Ainsi, lors d'une Coupe Canada au Saguenay, Bouchard relayait des temps de passage aux fondeurs sur le bord de la piste. Harvey, son idole, a remarqué cet adolescent affaibli. «Pierre a toujours été très généreux envers les jeunes. Il m'avait encouragé, tout simplement. Il m'avait dit que de jeunes coachs comme moi, on en avait besoin dans le sport», a relaté Bouchard en marge des Championnats du monde d'Oslo.

Ce bout de l'histoire a déjà été raconté par le collègue Alain Bergeron, du Journal de Québec. Bouchard est plus ou moins à l'aise d'en reparler. Sur le plan personnel, cette rencontre a été déterminante. Ce n'est pas un hasard s'il est devenu un entraîneur de carrière. Mais il serait déçu que l'anecdote le place au centre de l'attention. «On dit que le sport a son importance. Cette importance, je la vois peut-être plus qu'un autre», dit simplement Bouchard.

Alex a le pouvoir d'inspirer les jeunes

Aujourd'hui, Bouchard, 38 ans, est l'entraîneur d'Alex Harvey aux Mondiaux d'Oslo, au même endroit où Pierre a amorcé sa carrière de fondeur, il y a presque 30 ans. Avec son coéquipier Devon Kershaw, Harvey, 22 ans, va tout tenter aujourd'hui pour monter sur le podium au sprint par équipe.

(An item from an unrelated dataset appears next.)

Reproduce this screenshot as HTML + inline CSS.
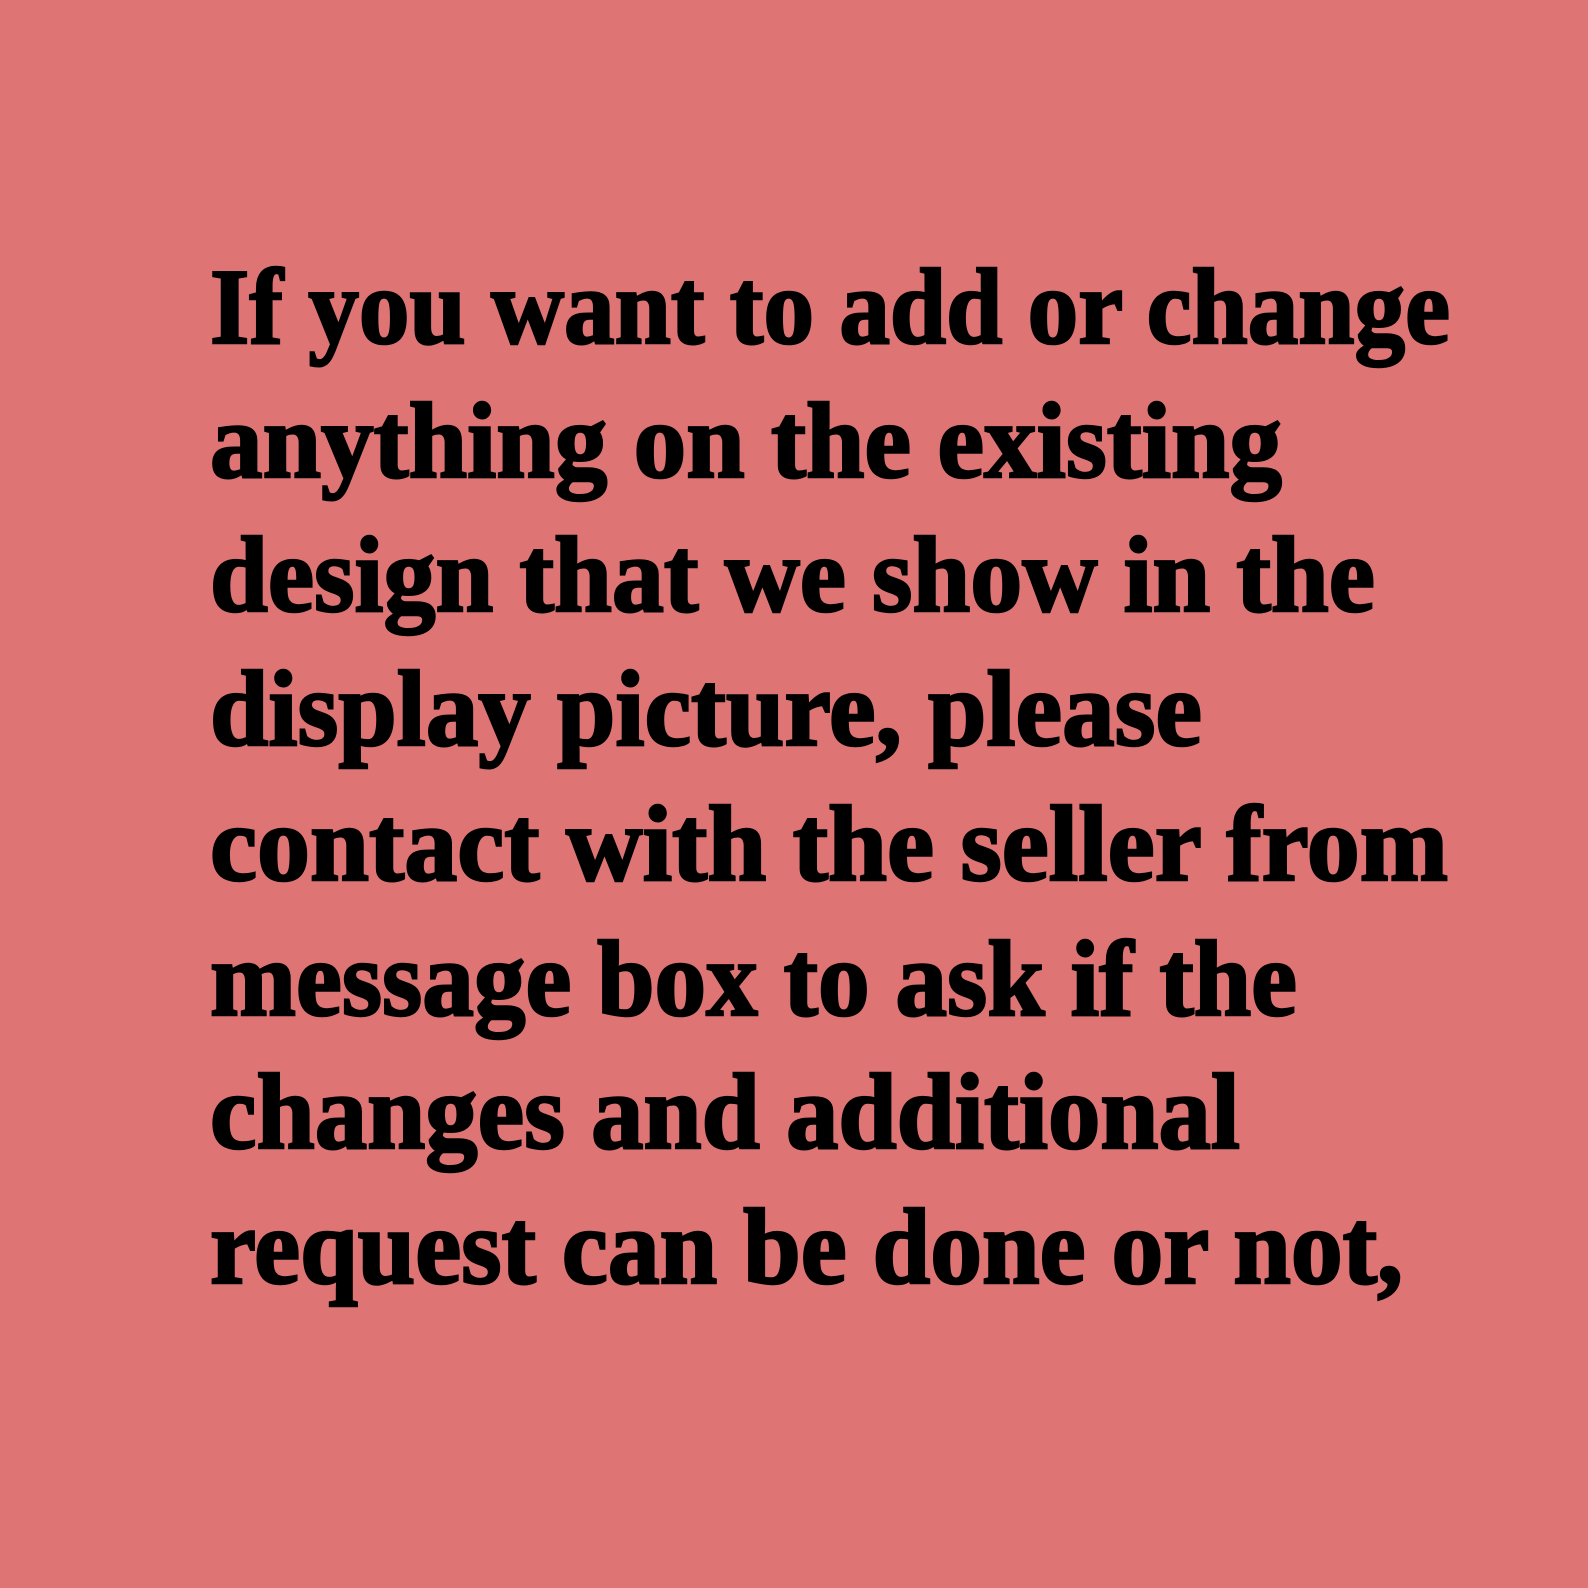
<!DOCTYPE html>
<html>
<head>
<meta charset="utf-8">
<style>
html,body{margin:0;padding:0;width:1588px;height:1588px;background:#DE7574;overflow:hidden}
svg{display:block}
text{font-family:"Liberation Serif",serif;font-weight:bold;font-size:108px;fill:#000;stroke:#000;stroke-width:2.5px}
</style>
</head>
<body>
<svg width="1588" height="1588" viewBox="0 0 1588 1588">
<rect width="1588" height="1588" fill="#DE7574"/>
<text x="210" y="343" textLength="1240" lengthAdjust="spacingAndGlyphs">If you want to add or change</text>
<text x="210" y="477" textLength="1072" lengthAdjust="spacingAndGlyphs">anything on the existing</text>
<text x="210" y="611" textLength="1165" lengthAdjust="spacingAndGlyphs">design that we show in the</text>
<text x="210" y="745" textLength="992" lengthAdjust="spacingAndGlyphs">display picture, please</text>
<text x="210" y="880" textLength="1238" lengthAdjust="spacingAndGlyphs">contact with the seller from</text>
<text x="210" y="1015" textLength="1087" lengthAdjust="spacingAndGlyphs">message box to ask if the</text>
<text x="210" y="1148" textLength="1030" lengthAdjust="spacingAndGlyphs">changes and additional</text>
<text x="210" y="1283" textLength="1193" lengthAdjust="spacingAndGlyphs">request can be done or not,</text>
</svg>
</body>
</html>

Bouchard est persuadé qu'Alex a le pouvoir d'inspirer des jeunes. Comme Beckie Scott, championne olympique de Salt Lake City, l'a fait avant lui. L'invitation au dépassement, oui, mais aussi à faire du sport, à jouer dehors, tout simplement. De la même façon qu'un chanteur ou un musicien peut avoir une influence sur de jeunes mélomanes.

Bouchard estime que cette contribution des athlètes est bien comprise au Québec. Au lendemain de sa médaille d'or aux Mondiaux U23, en Estonie, en janvier dernier, Harvey a reçu un appel téléphonique de Jean Charest. Le jeune champion du monde s'est étonné que le premier ministre prenne la peine de le féliciter ainsi. Ses coéquipiers des autres provinces, encore plus. Louis Bouchard leur a expliqué pourquoi c'était normal. «Alex ne changera pas nécessairement la vie des gens, dit l'entraîneur. Mais il peut avoir un impact. Un impact positif.»